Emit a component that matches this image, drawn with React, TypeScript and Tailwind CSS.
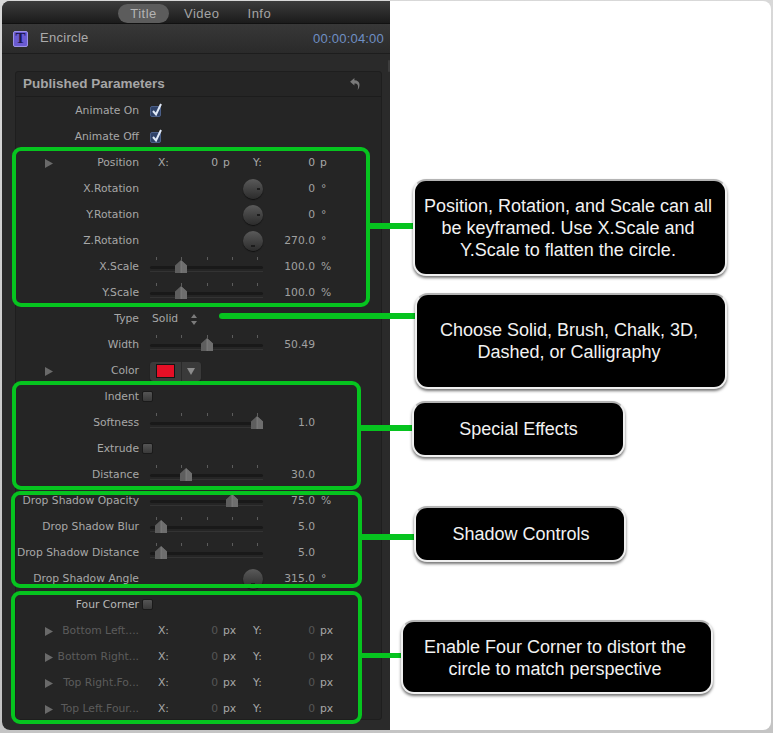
import React from 'react';

const labelFont = "font-['DejaVu_Sans',sans-serif]";

type Param =
  | { kind: 'check'; label: string; checked?: boolean; bright?: boolean }
  | { kind: 'xy'; label: string; unit: string; dim?: boolean }
  | { kind: 'dial'; label: string; value: string; unit?: string; dot: string }
  | { kind: 'slider'; label: string; value: string; unit?: string; thumb: number }
  | { kind: 'type'; label: string }
  | { kind: 'color'; label: string };

const params: Param[] = [
  { kind: 'check', label: 'Animate On', checked: true },
  { kind: 'check', label: 'Animate Off', checked: true },
  { kind: 'xy', label: 'Position', unit: 'p' },
  { kind: 'dial', label: 'X.Rotation', value: '0', unit: '°', dot: 'right' },
  { kind: 'dial', label: 'Y.Rotation', value: '0', unit: '°', dot: 'right' },
  { kind: 'dial', label: 'Z.Rotation', value: '270.0', unit: '°', dot: 'bottom' },
  { kind: 'slider', label: 'X.Scale', value: '100.0', unit: '%', thumb: 31 },
  { kind: 'slider', label: 'Y.Scale', value: '100.0', unit: '%', thumb: 31 },
  { kind: 'type', label: 'Type' },
  { kind: 'slider', label: 'Width', value: '50.49', thumb: 57 },
  { kind: 'color', label: 'Color' },
  { kind: 'check', label: 'Indent' },
  { kind: 'slider', label: 'Softness', value: '1.0', thumb: 107 },
  { kind: 'check', label: 'Extrude' },
  { kind: 'slider', label: 'Distance', value: '30.0', thumb: 36 },
  { kind: 'slider', label: 'Drop Shadow Opacity', value: '75.0', unit: '%', thumb: 82 },
  { kind: 'slider', label: 'Drop Shadow Blur', value: '5.0', thumb: 11 },
  { kind: 'slider', label: 'Drop Shadow Distance', value: '5.0', thumb: 11 },
  { kind: 'dial', label: 'Drop Shadow Angle', value: '315.0', unit: '°', dot: 'bottom' },
  { kind: 'check', label: 'Four Corner', bright: true },
  { kind: 'xy', label: 'Bottom Left....', unit: 'px', dim: true },
  { kind: 'xy', label: 'Bottom Right...', unit: 'px', dim: true },
  { kind: 'xy', label: 'Top Right.Fo...', unit: 'px', dim: true },
  { kind: 'xy', label: 'Top Left.Four...', unit: 'px', dim: true },
];

const Disclosure = () => (
  <svg width="8" height="9" viewBox="0 0 8 9" className="absolute left-[30px] top-[9px]">
    <path d="M0 0 L8 4.5 L0 9 Z" fill="#6a6a6a" />
  </svg>
);

const Slider = ({ thumb }: { thumb: number }) => (
  <div className="relative w-[113px] h-[26px]">
    {[6, 31, 57, 82, 107].map((x) => (
      <div key={x} className="absolute top-[3px] w-px h-[3px] bg-[#5c5c5c]" style={{ left: x }} />
    ))}
    <div className="absolute left-0 right-0 top-[12px] h-[3px] rounded-full bg-[#191919]" />
    <div className="absolute left-0 right-0 top-[17px] h-px bg-[#333333]" />
    <svg width="12" height="13" viewBox="0 0 12 13" className="absolute top-[6px]" style={{ left: thumb - 6 }}>
      <path d="M6 0 L12 5.5 V13 H0 V5.5 Z" fill="#5e5e5e" />
      <path d="M6 0 L12 5.5 V13 H6 Z" fill="#6e6e6e" />
      <path d="M6 1 V13" stroke="#8a8a8a" strokeWidth="0.6" />
    </svg>
  </div>
);

const Dial = ({ dot }: { dot: string }) => (
  <div className="relative w-[113px] h-[26px]">
    <div className="absolute left-[93px] top-[3px] w-5 h-5 rounded-full bg-gradient-to-b from-[#5a5a5a] to-[#2c2c2c] shadow-[0_1px_1px_#111111]">
      {dot === 'right' ? (
        <div className="absolute right-[3px] top-[9px] w-[3px] h-[2px] bg-[#1c1c1c]" />
      ) : (
        <div className="absolute left-[8px] bottom-[4px] w-[4px] h-[2px] bg-[#1c1c1c]" />
      )}
    </div>
  </div>
);

const Checkbox = ({ checked }: { checked?: boolean }) =>
  checked ? (
    <div className="relative w-[11px] h-[11px] ml-[11px] mt-[1px] rounded-[2px] bg-[#2f4268] border border-[#4b5f88]">
      <svg width="14" height="15" viewBox="0 0 14 15" className="absolute left-[-1px] top-[-5px]">
        <path d="M3 9 L6 12.5 L11 2" fill="none" stroke="#dfe8f6" strokeWidth="2" />
      </svg>
    </div>
  ) : (
    <div className="w-[11px] h-[11px] ml-[3px] mb-[2px] rounded-[2px] bg-gradient-to-b from-[#555555] to-[#3a3a3a] border border-[#1a1a1a]" />
  );

const ValueUnit = ({ value, unit }: { value: string; unit?: string }) => (
  <>
    <span className="w-[52px] text-right text-[#a0a0a0]">{value}</span>
    {unit && <span className="ml-[6px] text-[#a0a0a0]">{unit}</span>}
  </>
);

const XY = ({ unit, dim }: { unit: string; dim?: boolean }) => (
  <div className="flex items-center ml-[19px] text-[#a8a8a8]">
    <span className="w-[52px]">X:</span>
    <span className={`w-[8px] text-right ${dim ? 'text-[#555555]' : ''}`}>0</span>
    <span className="ml-[5px] w-[30px]">{unit}</span>
    <span className="w-[50px]">Y:</span>
    <span className={`w-[12px] text-right ${dim ? 'text-[#555555]' : ''}`}>0</span>
    <span className="ml-[5px]">{unit}</span>
  </div>
);

const ParamRow = ({ p }: { p: Param }) => {
  const dim = p.kind === 'xy' && p.dim;
  const hasArrow = p.kind === 'color' || p.kind === 'xy';
  const bright = p.kind === 'check' && p.bright;
  return (
    <div className={`relative flex items-center h-[26px] text-[10.75px] whitespace-nowrap ${labelFont}`}>
      {hasArrow && <Disclosure />}
      <div className={`w-[124px] text-right ${dim ? 'text-[#5c5c5c]' : bright ? 'text-[#b8b8b8]' : 'text-[#a8a8a8]'}`}>
        {p.label}
      </div>
      {p.kind === 'check' && <Checkbox checked={p.checked} />}
      {p.kind === 'xy' && <XY unit={p.unit} dim={p.dim} />}
      {p.kind === 'dial' && (
        <div className="flex items-center ml-[11px]">
          <Dial dot={p.dot} />
          <ValueUnit value={p.value} unit={p.unit} />
        </div>
      )}
      {p.kind === 'slider' && (
        <div className="flex items-center ml-[11px]">
          <Slider thumb={p.thumb} />
          <ValueUnit value={p.value} unit={p.unit} />
        </div>
      )}
      {p.kind === 'type' && (
        <div className="flex items-center ml-[13px] text-[#a8a8a8]">
          <span>Solid</span>
          <svg width="6" height="11" viewBox="0 0 6 11" className="ml-[13px]">
            <path d="M3 0 L6 4 H0 Z M3 11 L0 7 H6 Z" fill="#7c7c7c" />
          </svg>
        </div>
      )}
      {p.kind === 'color' && (
        <div className="flex items-center ml-[11px] w-[51px] h-[19px] rounded-[3px] bg-[#3a3a3a] shadow-[0_1px_1px_#151515]">
          <div className="w-[19px] h-[14px] ml-[6px] bg-[#e60f26] border border-[#141414]" />
          <div className="ml-[6px] h-full w-px bg-[#2a2a2a]" />
          <svg width="8" height="7" viewBox="0 0 8 7" className="ml-[5px]">
            <path d="M0 0 H8 L4 7 Z" fill="#8c8c8c" />
          </svg>
        </div>
      )}
    </div>
  );
};

const greenBoxes = [
  'left-[12px] top-[147px] w-[358px] h-[160px]',
  'left-[12px] top-[381px] w-[349px] h-[109px]',
  'left-[11px] top-[491px] w-[351px] h-[97px]',
  'left-[11px] top-[591px] w-[351px] h-[133px]',
];

const connectors = [
  'left-[366px] top-[223px] w-[48px] h-[6px]',
  'left-[219px] top-[313px] w-[197px] h-[6px] rounded-l-full',
  'left-[359px] top-[425px] w-[54px] h-[6px]',
  'left-[358px] top-[534px] w-[57px] h-[6px]',
  'left-[360px] top-[653px] w-[42px] h-[5px]',
];

const callouts = [
  {
    pos: 'left-[413px] top-[179px] w-[314px] h-[97px] pr-[4px]',
    lines: ['Position, Rotation, and Scale can all', 'be keyframed. Use X.Scale and', 'Y.Scale to flatten the circle.'],
  },
  {
    pos: 'left-[415px] top-[293px] w-[312px] h-[96px] pr-[4px]',
    lines: ['Choose Solid, Brush, Chalk, 3D,', 'Dashed, or Calligraphy'],
  },
  { pos: 'left-[412px] top-[401px] w-[213px] h-[56px]', lines: ['Special Effects'] },
  { pos: 'left-[414px] top-[506px] w-[212px] h-[56px] pl-[2px]', lines: ['Shadow Controls'] },
  {
    pos: 'left-[401px] top-[620px] w-[312px] h-[74px] pr-[4px] pt-[2px]',
    lines: ['Enable Four Corner to distort the', 'circle to match perspective'],
  },
];

export default function App() {
  return (
    <div className="relative w-[773px] h-[733px] overflow-hidden bg-gradient-to-b from-[#d8d8d8] to-[#c4c4c4]">
      <div className="flex ml-[2px] mt-[1px] w-[769px] h-[729px] rounded-[8px] overflow-hidden bg-white">
        <div className="flex flex-col w-[388px] h-full bg-[#2a2a2a]">
          <div className="flex shrink-0 items-center h-[23px] pt-[3px] pl-[116px] bg-gradient-to-b from-[#3c3c3c] to-[#1b1b1b] border-b border-[#111111] text-[13px] text-[#a4a4a4] tracking-[0.5px] font-['Liberation_Sans',sans-serif]">
            <span className="w-[51px] text-center rounded-full bg-[#5c5c5c] text-[#b4b4b4]">Title</span>
            <span className="ml-[15px]">Video</span>
            <span className="ml-[28px]">Info</span>
          </div>
          <div className="flex shrink-0 items-center h-[30px] pl-[11px] pr-[6px] bg-gradient-to-b from-[#383838] to-[#2a2a2a] border-b border-[#1d1d1d]">
            <div className="flex items-center justify-center w-[15px] h-[16px] rounded-[2px] bg-[#6a5ad2] border border-[#9c92e6] text-[15px] leading-none font-bold text-[#1c1850] font-['Liberation_Serif',serif]">
              T
            </div>
            <span className="ml-[12px] pb-[2px] text-[13px] text-[#ababab] tracking-[0.3px] font-['Liberation_Sans',sans-serif]">Encircle</span>
            <span className="ml-auto text-[13px] text-[#6f8fc4] tracking-[0.2px] font-['Liberation_Sans',sans-serif]">00:00:04:00</span>
          </div>
          <div className="flex-1 min-h-0 flex pl-[13px] pt-[17px]">
            <div className="w-[367px] h-[649px] rounded-[3px] bg-[#252525] border border-[#1e1e1e]">
              <div className="flex items-center justify-between h-[25px] pl-[7px] pr-[20px] border-b border-[#1c1c1c]">
                <span className="text-[13.5px] font-bold text-[#a6a6a6] font-['Liberation_Sans',sans-serif]">Published Parameters</span>
                <svg width="11" height="13" viewBox="0 0 10 12">
                  <path d="M4 0 L0 3.5 L4 7 V5 C7 5 8 6.5 7 11 C9.5 8 10 2.2 4 2 Z" fill="#7a7a7a" />
                </svg>
              </div>
              <div className="-ml-px pt-px">
                {params.map((p) => (
                  <ParamRow key={p.label} p={p} />
                ))}
              </div>
            </div>
            <div className="w-[2px] h-[12px] ml-[6px] -mt-[11px] rounded-full bg-[#3c3c3c]" />
          </div>
        </div>
      </div>

      {/* annotations drawn over the screenshot */}
      {connectors.map((c) => (
        <div key={c} className={`absolute bg-[#06c41f] ${c}`} />
      ))}
      {greenBoxes.map((b) => (
        <div key={b} className={`absolute rounded-[9px] border-4 border-[#06c41f] ${b}`} />
      ))}
      {callouts.map((c) => (
        <div
          key={c.pos}
          className={`absolute flex flex-col items-center justify-center rounded-[13px] bg-black border-2 border-[#f0f0f0] border-t-[#b4b4b4] shadow-[0_2px_3px_rgba(0,0,0,0.55)] text-[18px] leading-[22px] whitespace-nowrap text-[#f2f2f2] font-['Liberation_Sans',sans-serif] ${c.pos}`}
        >
          {c.lines.map((line) => (
            <span key={line}>{line}</span>
          ))}
        </div>
      ))}
    </div>
  );
}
========
EXERCISE DETAILS: Reproduce exactly the run of lines that opens the listing and closes with the line holding "kind: 'color'; label: string". Pictures are excluded.

TASK SOLUTION:
Emit a component that matches this image, drawn with React, TypeScript and Tailwind CSS.
import React from 'react';

const labelFont = "font-['DejaVu_Sans',sans-serif]";

type Param =
  | { kind: 'check'; label: string; checked?: boolean; bright?: boolean }
  | { kind: 'xy'; label: string; unit: string; dim?: boolean }
  | { kind: 'dial'; label: string; value: string; unit?: string; dot: string }
  | { kind: 'slider'; label: string; value: string; unit?: string; thumb: number }
  | { kind: 'type'; label: string }
  | { kind: 'color'; label: string };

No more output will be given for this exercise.